Black physician’s death highlights ‘horrific’ history of medical racism

In early December 2020, Dr. Susan Moore, a Black physician, posted a Facebook video from her hospital bed in Indianapolis while fighting COVID-19. Moore said that the doctor treating her had downplayed her complaints of pain, refused to prescribe her painkillers and suggested she be sent home. Moore said in the video, “I put forth and I maintain: If I was white, I wouldn’t have to go through that.” She was eventually sent home and died weeks later of COVID-19 complications. Dr. Uché Blackstock, Yahoo News Medical Contributor and CEO of Advancing Health Equity, looks at why racism still persists in the U.S. health care system and what needs to change.

Video Transcript

SUSAN MOORE: This is the second worst day here at IU North.

[MUSIC PLAYING]

I was in so much pain from my neck. My neck hurts so bad. I was crushed. He made me feel like I was a drug addict, and he knew I was a physician.

You have to show proof that you have something wrong with you in order for you to get the medicine. I put forward and I maintain if I was white, I wouldn't have to go through that.
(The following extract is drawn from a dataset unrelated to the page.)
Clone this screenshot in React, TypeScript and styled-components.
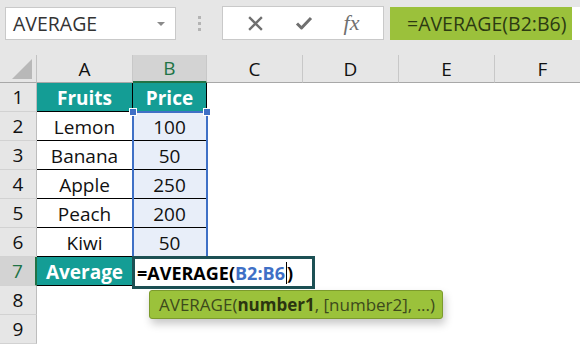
import React from "react";
import styled, { createGlobalStyle } from "styled-components";

const Global = createGlobalStyle`
  html, body { margin: 0; padding: 0; background: #fff; }
  body { width: 580px; height: 344px; overflow: hidden; font-family: "Open Sans", "Noto Sans", sans-serif; }
`;

const Page = styled.div`
  width: 580px;
  height: 344px;
  overflow: hidden;
  display: flex;
  flex-direction: column;
  background: #fff;
`;

const TopBar = styled.div`
  height: 56px;
  box-sizing: border-box;
  background: #e6e6e6;
  display: flex;
  align-items: flex-start;
  padding: 7px 0 0 5px;
`;

const NameBox = styled.div`
  width: 171px;
  height: 33px;
  box-sizing: border-box;
  background: #fff;
  border: 1px solid #c9c9c9;
  display: flex;
  align-items: center;
  justify-content: space-between;
  padding: 0 10px 0 7px;
  font-size: 19.5px;
  color: #333;
`;

const Caret = styled.span`
  width: 0;
  height: 0;
  border-left: 4px solid transparent;
  border-right: 4px solid transparent;
  border-top: 4px solid #8a8a8a;
`;

const Grip = styled.div`
  width: 46px;
  height: 33px;
  display: flex;
  flex-direction: column;
  align-items: center;
  justify-content: center;
  gap: 3px;
  & > span { width: 3px; height: 3px; background: #b4b4b4; }
`;

const FxBox = styled.div`
  width: 162px;
  height: 34px;
  margin-top: -1px;
  box-sizing: border-box;
  background: #fff;
  border: 1px solid #c9c9c9;
  display: flex;
  align-items: center;
  justify-content: space-around;
  padding: 0 8px;
  margin-right: 6px;
  color: #6f6f6f;
`;

const Fx = styled.span`
  font-family: "Liberation Serif", "DejaVu Serif", serif;
  font-style: italic;
  font-size: 22px;
  color: #707070;
  line-height: 1;
`;

const FormulaBox = styled.div`
  flex: 1;
  height: 33px;
  background: #fff;
  display: flex;
`;

const FormulaHighlight = styled.div`
  width: 182px;
  height: 100%;
  background: #9bc13b;
  color: #2c3a12;
  font-size: 19.5px;
  display: flex;
  align-items: center;
  padding-left: 17px;
  box-sizing: border-box;
  white-space: nowrap;
`;

const Sheet = styled.div`
  position: relative;
  flex: 1;
  display: grid;
  grid-template-columns: 37px 96px 74px 96px 96px 96px 96px;
  grid-template-rows: 28px;
  grid-auto-rows: 29px;
  font-size: 18px;
`;

const ColHead = styled.div<{ $active?: boolean; $corner?: boolean }>`
  box-sizing: border-box;
  background: ${(p) => (p.$active ? "#d3d3d3" : "#e6e6e6")};
  color: ${(p) => (p.$active ? "#217346" : "#111")};
  border-right: 1px solid ${(p) => (p.$corner ? "#c2c2c2" : "#c8c8c8")};
  border-bottom: ${(p) => (p.$active ? "2px solid #217346" : "1px solid #a8a8a8")};
  display: flex;
  align-items: center;
  justify-content: center;
  position: relative;
  font-size: 19px;
`;

const Triangle = styled.span`
  position: absolute;
  right: 4px;
  bottom: 3px;
  width: 0;
  height: 0;
  border-left: 20px solid transparent;
  border-bottom: 20px solid #b8b8b8;
`;

const RowHead = styled.div<{ $active?: boolean }>`
  box-sizing: border-box;
  background: ${(p) => (p.$active ? "#d3d3d3" : "#e6e6e6")};
  color: ${(p) => (p.$active ? "#217346" : "#111")};
  border-bottom: 1px solid #d2d2d2;
  border-right: ${(p) => (p.$active ? "2px solid #217346" : "1px solid #bdbdbd")};
  display: flex;
  align-items: center;
  justify-content: center;
  font-size: 19px;
`;

type Kind = "head" | "text" | "sel" | "blank";

const Cell = styled.div<{ $kind: Kind }>`
  box-sizing: border-box;
  display: flex;
  align-items: center;
  justify-content: center;
  white-space: nowrap;
  font-size: 19px;
  padding-top: 1px;
  color: #111;
  background: ${(p) =>
    p.$kind === "head" ? "#149d95" : p.$kind === "sel" ? "#e8eef9" : "#fff"};
  font-weight: ${(p) => (p.$kind === "head" ? 700 : 400)};
  ${(p) => p.$kind === "head" && "color: #fff;"}
  ${(p) =>
    p.$kind !== "blank" &&
    "border-right: 1px solid #000; border-bottom: 1px solid #000;"}
`;

const Selection = styled.div`
  position: absolute;
  left: 132px;
  top: 56px;
  width: 76px;
  height: 147px;
  box-sizing: border-box;
  border: 2px solid #3f70c6;
  pointer-events: none;
`;

const Handle = styled.span<{ $side: "left" | "right" }>`
  position: absolute;
  top: -5px;
  ${(p) => (p.$side === "left" ? "left: -5px;" : "right: -5px;")}
  width: 6px;
  height: 6px;
  background: #3f70c6;
  border: 1px solid #fff;
`;

const EditBox = styled.div`
  position: absolute;
  left: 132px;
  top: 201px;
  width: 183px;
  height: 33px;
  box-sizing: border-box;
  border: 3px solid #1c5054;
  background: #fff;
  display: flex;
  align-items: center;
  padding-left: 2px;
  font-size: 18px;
  font-weight: 700;
  color: #000;
  white-space: nowrap;
`;

const Ref = styled.span`
  color: #3f70c6;
`;

const Caret2 = styled.span`
  display: inline-block;
  width: 1px;
  height: 22px;
  background: #000;
  margin: 0 0 0 1px;
`;

const Tip = styled.div`
  position: absolute;
  left: 149px;
  top: 235px;
  width: 294px;
  height: 29px;
  box-sizing: border-box;
  background: #9bc23b;
  border: 1px solid #7c9b2c;
  border-radius: 3px;
  box-shadow: 2px 5px 9px rgba(0, 0, 0, 0.22);
  display: flex;
  align-items: center;
  padding-left: 9px;
  font-size: 17px;
  color: #3d4a1c;
  white-space: nowrap;
  & b { color: #2b3510; font-weight: 700; }
`;

const data: [string, string][] = [
  ["Lemon", "100"],
  ["Banana", "50"],
  ["Apple", "250"],
  ["Peach", "200"],
  ["Kiwi", "50"],
];

const cols = ["A", "B", "C", "D", "E", "F"];

export default function App() {
  const rows: React.ReactNode[] = [];
  rows.push(
    <React.Fragment key="r1">
      <RowHead>1</RowHead>
      <Cell $kind="head">Fruits</Cell>
      <Cell $kind="head">Price</Cell>
      {[0, 1, 2, 3].map((i) => (
        <Cell key={i} $kind="blank" />
      ))}
    </React.Fragment>
  );
  data.forEach(([f, p], i) => {
    rows.push(
      <React.Fragment key={f}>
        <RowHead>{i + 2}</RowHead>
        <Cell $kind="text">{f}</Cell>
        <Cell $kind="sel">{p}</Cell>
        {[0, 1, 2, 3].map((j) => (
          <Cell key={j} $kind="blank" />
        ))}
      </React.Fragment>
    );
  });
  rows.push(
    <React.Fragment key="r7">
      <RowHead $active>7</RowHead>
      <Cell $kind="head">Average</Cell>
      <Cell $kind="blank" />
      {[0, 1, 2, 3].map((j) => (
        <Cell key={j} $kind="blank" />
      ))}
    </React.Fragment>
  );
  [8, 9].forEach((n) =>
    rows.push(
      <React.Fragment key={n}>
        <RowHead>{n}</RowHead>
        {[0, 1, 2, 3, 4, 5].map((j) => (
          <Cell key={j} $kind="blank" />
        ))}
      </React.Fragment>
    )
  );

  return (
    <Page>
      <Global />
      <TopBar>
        <NameBox>
          AVERAGE
          <Caret />
        </NameBox>
        <Grip>
          <span />
          <span />
          <span />
        </Grip>
        <FxBox>
          <svg width="17" height="17" viewBox="0 0 16 16">
            <path d="M2 2 L14 14 M14 2 L2 14" stroke="#6f6f6f" strokeWidth="2.2" fill="none" />
          </svg>
          <svg width="18" height="16" viewBox="0 0 18 16">
            <path d="M2 8.5 L6.5 13 L16 3" stroke="#6f6f6f" strokeWidth="3" fill="none" strokeLinejoin="round" />
          </svg>
          <Fx>fx</Fx>
        </FxBox>
        <FormulaBox>
          <FormulaHighlight>=AVERAGE(B2:B6)</FormulaHighlight>
        </FormulaBox>
      </TopBar>
      <Sheet>
        <ColHead $corner>
          <Triangle />
        </ColHead>
        {cols.map((c) => (
          <ColHead key={c} $active={c === "B"}>
            {c}
          </ColHead>
        ))}
        {rows}
        <Selection>
          <Handle $side="left" />
          <Handle $side="right" />
        </Selection>
        <EditBox>
          =AVERAGE(<Ref>B2:B6</Ref>
          <Caret2 />)
        </EditBox>
        <Tip>
          AVERAGE(<b>number1</b>, [number2], ...)
        </Tip>
      </Sheet>
    </Page>
  );
}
UCHE BLACKSTOCK: I think for Dr. Susan Moore, the reason why her case has become as-- was elevated the way that it was because she's a physician, but it shows that our education cannot even protect us from racism.
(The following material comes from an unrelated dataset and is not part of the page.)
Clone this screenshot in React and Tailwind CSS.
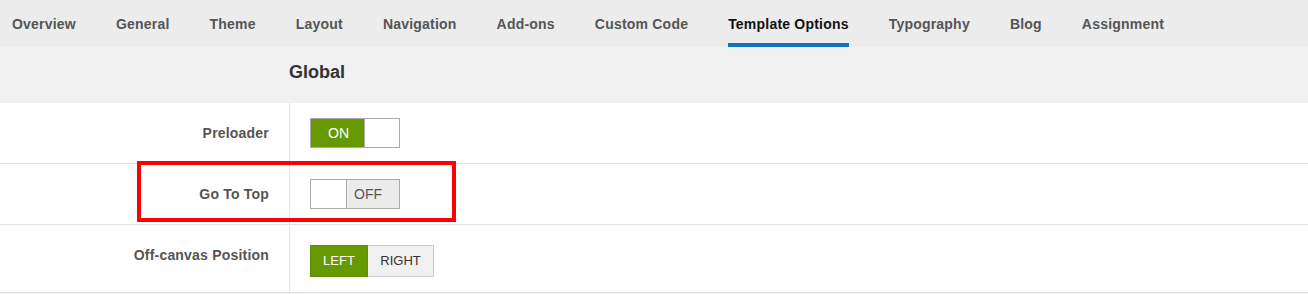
import React from "react";

const tabs = [
  "Overview",
  "General",
  "Theme",
  "Layout",
  "Navigation",
  "Add-ons",
  "Custom Code",
  "Template Options",
  "Typography",
  "Blog",
  "Assignment",
];

function Label({ children }) {
  return (
    <div className="border-r border-[#e5e5e5] pr-[20px] pt-[20px] text-right text-[14px] font-bold leading-5 text-[#555] tracking-[0.2px]">
      {children}
    </div>
  );
}

export default function App() {
  return (
    <div
      className="relative w-[1308px] h-[294px] overflow-hidden bg-[#f1f1f1]"
      style={{ fontFamily: '"Liberation Sans", Arial, sans-serif' }}
    >
      {/* tab bar */}
      <div className="flex h-[47px] gap-[40px] bg-[#ececec] pl-[12px]">
        {tabs.map((t) => (
          <div
            key={t}
            className={
              t === "Template Options"
                ? "h-full border-b-4 border-[#0b75b8] pt-[14px] text-[14px] font-bold leading-5 tracking-[0.21px] text-[#111]"
                : "h-full border-b-4 border-transparent pt-[14px] text-[14px] font-bold leading-5 tracking-[0.21px] text-[#555]"
            }
          >
            {t}
          </div>
        ))}
      </div>

      {/* header */}
      <div className="grid h-[56px] grid-cols-[289px_1fr] bg-[#f1f1f1]">
        <div />
        <div className="pt-[13px] text-[18px] font-bold leading-6 text-[#333]">
          Global
        </div>
      </div>

      {/* rows */}
      <div className="bg-white">
        <div className="grid grid-cols-[290px_1fr] border-b border-[#e2e2e2]">
          <Label>Preloader</Label>
          <div className="pl-[20px] pt-[15px] pb-[15px]">
            <div className="flex h-[30px] w-[90px] border border-[#aaa]">
              <div className="flex w-[53px] items-center bg-[#669900] pl-[17px] text-[14px] leading-5 text-white">
                ON
              </div>
              <div className="flex-1 border-l border-[#aaa] bg-white" />
            </div>
          </div>
        </div>

        <div className="grid grid-cols-[290px_1fr] border-b border-[#e2e2e2]">
          <Label>Go To Top</Label>
          <div className="pl-[20px] pt-[15px] pb-[15px]">
            <div className="flex h-[30px] w-[90px] border border-[#aaa]">
              <div className="w-[35px] bg-white" />
              <div className="flex flex-1 items-center border-l border-[#aaa] bg-[#ececec] pl-[7px] text-[14px] leading-5 text-[#555]">
                OFF
              </div>
            </div>
          </div>
        </div>

        <div className="grid grid-cols-[290px_1fr] border-b border-[#e2e2e2]">
          <Label>Off-canvas Position</Label>
          <div className="pl-[20px] pt-[20px] pb-[15px]">
            <div className="flex h-[32px]">
              <div className="flex w-[58px] items-center justify-center border border-[#5f8f00] bg-[#669900] text-[13px] leading-5 text-white">
                LEFT
              </div>
              <div className="flex w-[66px] items-center justify-center border border-l-0 border-[#ccc] bg-[#f0f0f0] text-[13px] leading-5 text-[#333]">
                RIGHT
              </div>
            </div>
          </div>
        </div>
      </div>

      {/* red annotation box */}
      <div className="absolute left-[137px] top-[161px] h-[61px] w-[319px] border-4 border-[#ff0000]" />
    </div>
  );
}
What's even interesting is that we see it among Black people who are affluent and famous. Like Serena Williams, who's talked about her own story of this is someone who obviously knows her body well. She's a professional athlete. She's of means. She's a millionaire. But she also talks about postpartum after her pregnancy, having these symptoms that soon was diagnosed as a blood clot in the lung, but feeling like the medical staff did not listen to her.
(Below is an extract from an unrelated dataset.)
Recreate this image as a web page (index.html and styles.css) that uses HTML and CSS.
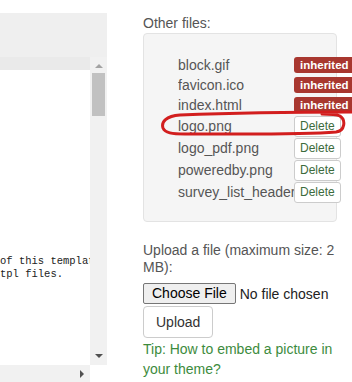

And I think what we see today is that, like every other social institution in this country, we have not reconciled with this racist past. And additionally, even in medical schools today, often race-based medicine is practiced. Students receive instruction about that there are differences based on race in the function of the kidneys.

When you go to hospitals and you look in the electronic medical records system, many hospitals, some are actually getting rid of this, fortunately, but there are just different normal ranges for Black patients and non-Black patients. And so, I think that it's this idea that we have not faced the past, but we also continue to perpetuate these racist notions to the point where it's well documented that Black patients, routinely their pain is undertreated-- underappreciated and undertreated. And this is, of course, what happens in a society that values Black lives and Black bodies.

I also think that this is an opportunity to reflect on how deeply systemic and embedded racism is, and that just a review is going to be inadequate. Any training of staff and faculty is going to be inadequate. This needs to be a top-down approach, looking at everything within the system using a lens of racial equity.

So down from how the CEO functions, how they choose people for the board of the hospital, how they recruit faculty. Then, also looking at patient outcomes disaggregated by race and really prioritizing racial equity and anti-racism work, not just in a performative way, but in a way that we actually will see that work in the outcomes-- in health outcomes of patients.